Ordinance 18-114 was signed into law on December 5th, 2018 by Mayor Harry Kim. This sweeping new law is something you better understand if you own, or plan to own, property on the Big Island – especially if you have a desire to use the property for vacation rentals.
Hawaii Island is the last county in the state to try and regulate short-term vacation rentals. Unless you have been living under a rock, you are aware that there has been a fundamental shift over the last decade on how people vacation. I use myself as a perfect example. When my wife and I traveled 10 years ago, we would book our stay at the Sheraton, Hyatt, or Hilton in the destination area we were traveling to. Today, we look to rent homes with more space and full kitchens. For us, and I guess a large segment of the traveling public, being able to rent something more than a bed and bathroom is more appealing – especially for us, now with kids.
There are 2 segments of the population not very happy with this change in vacation habits. If you are a neighbor to a vacation rental home, there could be the possibility of added noise from people on vacation who don’t have to get up for work the next day. The other group is the hotel owners. It is obvious that the more people opt for vacation rental homes and condos, it is direct competition to the hotel industry. In my opinion, this second group is the reason government has now jumped on the anti-vacation rental bandwagon.
It is important to also understand what a short-term vacation rental is defined as. There’s a state law that classifies any rental of less than 6 months as a short-term rental. The owner is required to pay Transient Accommodation Taxes (TAT) to the State. It is a little confusing because some counties don’t care if you rent your property short-term, so long as you rent the property for a minimum of 30-days. In both cases, the owner still pays TAT, just like the big hotels.

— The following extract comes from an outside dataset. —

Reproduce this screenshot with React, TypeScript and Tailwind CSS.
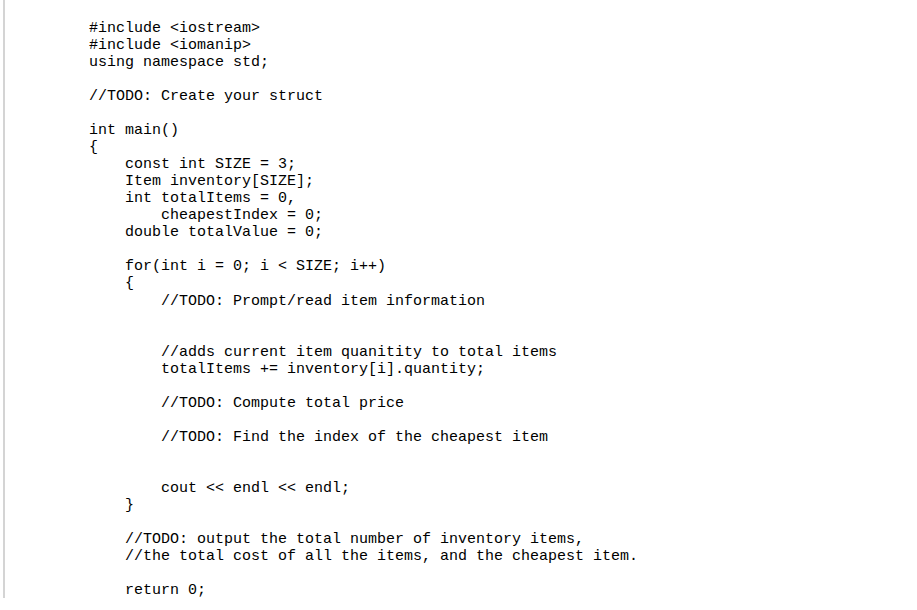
const code = `#include <iostream>
#include <iomanip>
using namespace std;

//TODO: Create your struct

int main()
{
    const int SIZE = 3;
    Item inventory[SIZE];
    int totalItems = 0,
        cheapestIndex = 0;
    double totalValue = 0;

    for(int i = 0; i < SIZE; i++)
    {
        //TODO: Prompt/read item information


        //adds current item quanitity to total items
        totalItems += inventory[i].quantity;

        //TODO: Compute total price

        //TODO: Find the index of the cheapest item


        cout << endl << endl;
    }

    //TODO: output the total number of inventory items,
    //the total cost of all the items, and the cheapest item.

    return 0;`;

export default function App() {
  return (
    <div className="w-[917px] h-[610px] bg-white overflow-hidden">
      <div className="ml-[3px] h-[598px] border-l-2 border-[#d4d4d4] overflow-hidden">
        <pre className="pl-[84px] pt-[20px] font-['Liberation_Mono',monospace] text-[15px] leading-[17.03px] text-black">
          {code}
        </pre>
      </div>
    </div>
  );
}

The way the Hawaii County law reads, starting April 1st, every property on the island that wants to continue operating as a vacation rental has 180 days to obtain their permit from the county. If you don’t apply by the deadline your right to legally vacation rent your property will be forever lost. There are a lot of subtle nuances as well. Part of the review and approval process is that your property is currently being used for vacation rentals. If it has not been actively rented, come April 1st, you’ve lost your opportunity to do so.
I just had a purchase transaction cancel because the property is a bank-owned foreclosure. The property is sitting vacant. The purchase transaction was to close after April 1st. With no documentation showing active vacation rental activity prior to April 1st, the application for a new permit to allow short-term rentals will be denied by the County.

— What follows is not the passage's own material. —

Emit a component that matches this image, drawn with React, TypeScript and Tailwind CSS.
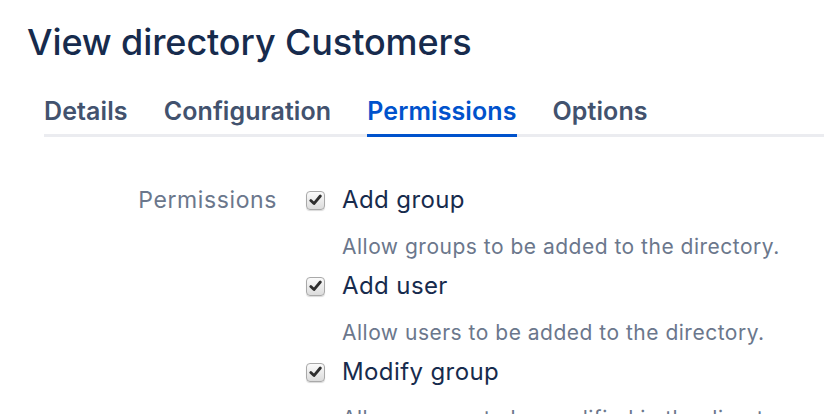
import React from "react";

const font = { fontFamily: "Inter, 'Noto Sans', 'Liberation Sans', sans-serif" };

function Check() {
  return (
    <div className="flex h-[19px] w-[19px] shrink-0 items-center justify-center rounded-[4px] border border-[#a9a9a9] bg-gradient-to-b from-[#fbfbfb] to-[#dcdcdc] shadow-[0_1px_1px_rgba(0,0,0,0.15)]">
      <svg width="13" height="12" viewBox="0 0 13 12">
        <path d="M1.8 6.6 L5 9.6 L11.3 2" fill="none" stroke="#2e2e2e" strokeWidth="2.8" strokeLinecap="round" strokeLinejoin="round" />
      </svg>
    </div>
  );
}

const perms = [
  { title: "Add group", desc: "Allow groups to be added to the directory." },
  { title: "Add user", desc: "Allow users to be added to the directory." },
  { title: "Modify group", desc: "Allow groups to be modified in the directory." },
];

export default function App() {
  return (
    <div className="h-[414px] w-[824px] overflow-hidden bg-white" style={font}>
      <h1 className="pl-[27px] pt-[20px] text-[36px] font-medium leading-[44px] tracking-[-0.1px] text-[#172b4d]">
        View directory Customers
      </h1>
      <div className="ml-[44px] mt-[32px] flex border-b-[3px] border-[#ebecf0] text-[25px] font-semibold leading-[30px] tracking-[0.1px]">
        <div className="mr-[36px] pb-[8px] text-[#42526e]">Details</div>
        <div className="mr-[36px] pb-[8px] text-[#42526e]">Configuration</div>
        <div className="relative mr-[36px] pb-[8px] text-[#0052cc]">
          Permissions
          <div className="absolute bottom-[-3px] left-0 right-0 h-[3px] bg-[#0052cc]" />
        </div>
        <div className="pb-[8px] text-[#42526e]">Options</div>
      </div>
      <div className="mt-[48px] flex">
        <div className="w-[277px] text-right text-[23px] leading-[30px] tracking-[0.6px] text-[#6b778c]">Permissions</div>
        <div className="ml-[29px] flex flex-col">
          {perms.map((p) => (
            <div key={p.title} className="mb-[9px]">
              <div className="flex items-center gap-[17px]">
                <Check />
                <div className="text-[24px] leading-[30px] tracking-[0.4px] text-[#172b4d]">{p.title}</div>
              </div>
              <div className="ml-[36px] mt-[17px] whitespace-nowrap text-[21px] leading-[30px] tracking-[0.5px] text-[#6b778c]">{p.desc}</div>
            </div>
          ))}
        </div>
      </div>
    </div>
  );
}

I don’t want to go too deep into this new law, but I did feel it important to bring up for those thinking or planning on purchasing on the Big Island. The quick take-away is that if you have any interest in vacation rental activity in Hawaii County, you should familiarize yourself with the new ordinance.
This law will affect home prices. When potential buyers realize they will not be allowed to legally Airbnb or VRBO a potential property, that property will be worth substantially less to them. Conversely, for properties with the permit, their value will go up. It will be interesting to see over the next several months how this new law affects things on the Big Island.

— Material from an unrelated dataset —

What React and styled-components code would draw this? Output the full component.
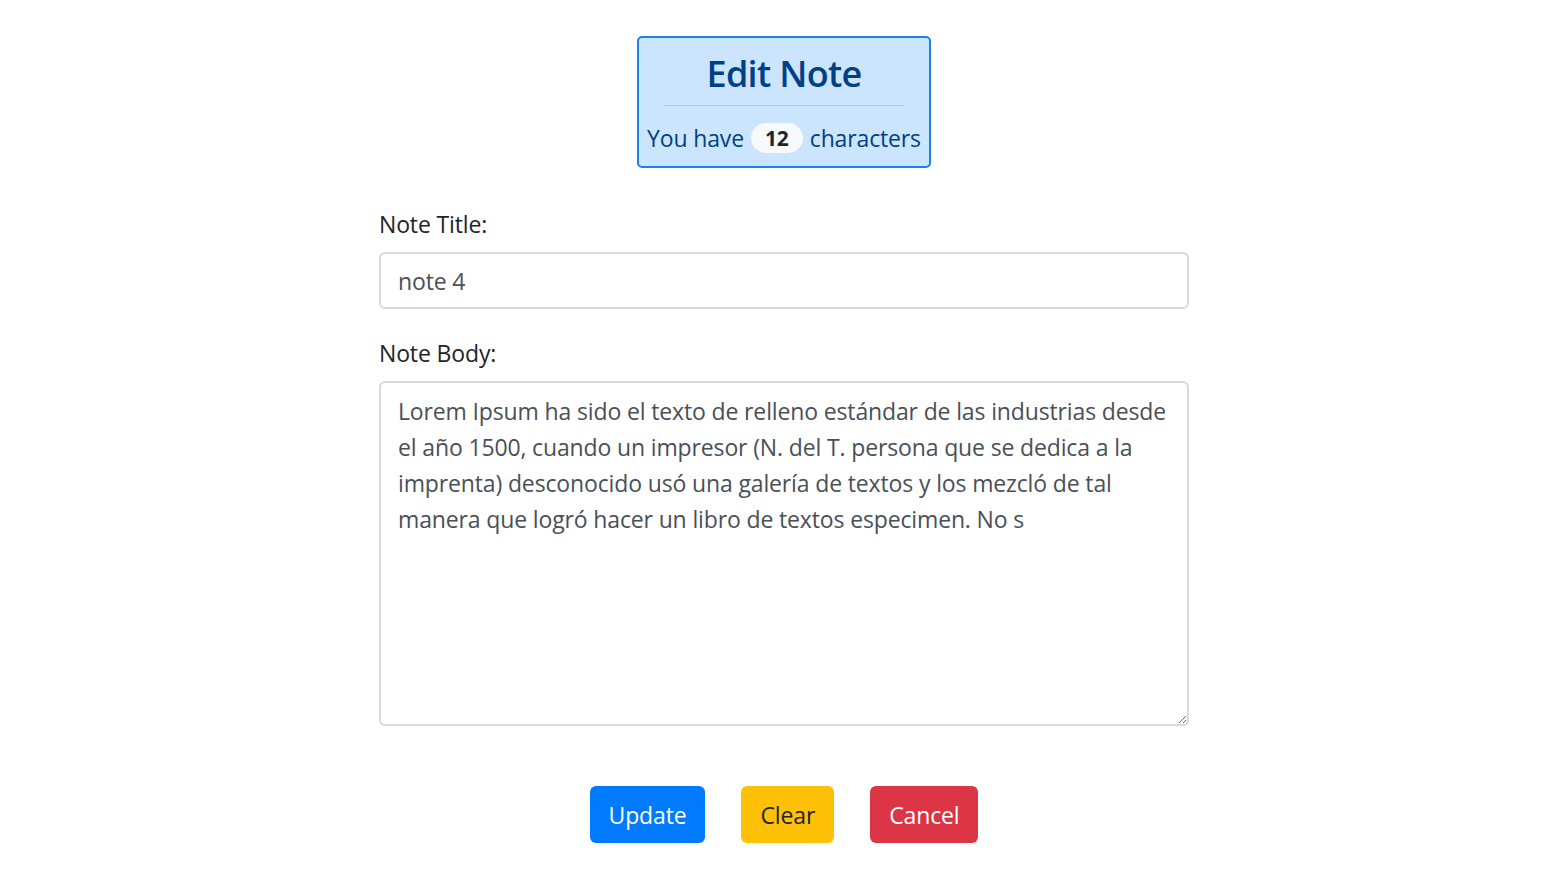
import React from "react";
import styled, { createGlobalStyle } from "styled-components";

const Global = createGlobalStyle`
  html, body { margin: 0; padding: 0; background: #fff; }
  body { font-family: "Segoe UI", "Open Sans", "Noto Sans", sans-serif; color: #212529; letter-spacing: -0.14px; }
  * { box-sizing: border-box; }
`;

const Page = styled.div`
  display: flex;
  flex-direction: column;
  align-items: center;
  padding-top: 36px;
`;

const HeaderBox = styled.div`
  width: 294px;
  height: 132px;
  border: 2px solid #1a82e8;
  border-radius: 5px;
  background: #cce5ff;
  color: #004085;
  display: flex;
  flex-direction: column;
  align-items: center;
  padding: 12px 0 10px;
`;

const Title = styled.h3`
  margin: 0;
  font-size: 36px;
  font-weight: 600;
  letter-spacing: -0.7px;
  line-height: 48px;
  color: #004085;
`;

const Rule = styled.hr`
  align-self: stretch;
  margin: 7px 24px 14px;
  border: 0;
  border-top: 1px solid #9fcdff;
  height: 0;
`;

const Count = styled.div`
  font-size: 23px;
  line-height: 36px;
  display: flex;
  align-items: center;
  gap: 7px;
  white-space: nowrap;
`;

const Badge = styled.span`
  display: inline-flex;
  align-items: center;
  justify-content: center;
  height: 30px;
  padding: 0 14px;
  border-radius: 15px;
  background: #f8f9fa;
  color: #212529;
  font-weight: 700;
  font-size: 21px;
`;

const Form = styled.form`
  width: 810px;
  margin-top: 38px;
  display: flex;
  flex-direction: column;
`;

const Group = styled.div`
  display: flex;
  flex-direction: column;
  margin-bottom: ${(p) => p.$mb || 0}px;
`;

const Label = styled.label`
  font-size: 23px;
  line-height: 36px;
  margin-bottom: 10px;
  color: #212529;
`;

const Input = styled.input`
  height: 57px;
  border: 2px solid #d6d9dd;
  border-radius: 6px;
  padding: 0 17px;
  font-family: inherit;
  letter-spacing: inherit;
  font-size: 23px;
  color: #495057;
  outline: none;
  background: #fff;
`;

const TextArea = styled.textarea`
  height: 345px;
  border: 2px solid #d6d9dd;
  border-radius: 6px;
  padding: 10px 17px;
  font-family: inherit;
  letter-spacing: inherit;
  font-size: 23px;
  line-height: 36px;
  color: #495057;
  outline: none;
  resize: both;
  background: #fff;
`;

const Actions = styled.div`
  display: flex;
  justify-content: center;
  gap: 36px;
  margin-top: 60px;
`;

const COLORS = {
  primary: { bg: "#007bff", fg: "#fff" },
  warning: { bg: "#ffc107", fg: "#212529" },
  danger: { bg: "#dc3545", fg: "#fff" },
};

const Button = styled.button`
  height: 57px;
  padding: 0 ${(p) => p.$px}px;
  border: none;
  border-radius: 6px;
  font-family: inherit;
  letter-spacing: inherit;
  font-size: 23px;
  background: ${(p) => COLORS[p.$variant].bg};
  color: ${(p) => COLORS[p.$variant].fg};
  cursor: pointer;
`;

const BODY =
  "Lorem Ipsum ha sido el texto de relleno estándar de las industrias desde el año 1500, cuando un impresor (N. del T. persona que se dedica a la imprenta) desconocido usó una galería de textos y los mezcló de tal manera que logró hacer un libro de textos especimen. No s";

export default function App() {
  return (
    <>
      <Global />
      <Page>
        <HeaderBox>
          <Title>Edit Note</Title>
          <Rule />
          <Count>
            <span>You have</span>
            <Badge>12</Badge>
            <span>characters</span>
          </Count>
        </HeaderBox>
        <Form onSubmit={(e) => e.preventDefault()}>
          <Group $mb={26}>
            <Label htmlFor="title">Note Title:</Label>
            <Input id="title" defaultValue="note 4" />
          </Group>
          <Group>
            <Label htmlFor="body">Note Body:</Label>
            <TextArea id="body" defaultValue={BODY} />
          </Group>
          <Actions>
            <Button type="button" $variant="primary" $px={19}>Update</Button>
            <Button type="button" $variant="warning" $px={19}>Clear</Button>
            <Button type="button" $variant="danger" $px={19}>Cancel</Button>
          </Actions>
        </Form>
      </Page>
    </>
  );
}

It is interesting to note how this law is different than what is currently on the books for Oahu. Oahu has banned short-term vacation rentals, except in resort areas, since 1990. Oahu’s law is written very poorly. You would think all that regulators would need to do is scan the internet and fine every homeowner offering their home for rent – clearly violating the law. The way the law is written, that only demonstrates intent. In order to be fined, an inspector has to catch someone actually staying at the property and have them confess to actually renting the property for less than 30 days. A lot of owners tell their guests that if they are ever questioned, to just say they are friends of the owner and staying as their guests. IN that situation, the inspector has nothing to go with.
The Hawaii County law addresses this issue specifically. Any property listed on the internet must clearly display their government issued license number. If they don’t, or don’t have one, the law allows the county to fine the homeowner immediately. An inspector doesn’t have to witness anything. As the law reads, intent is equal to violating the law. There’s a new bill being floated around Honolulu with the same type of language.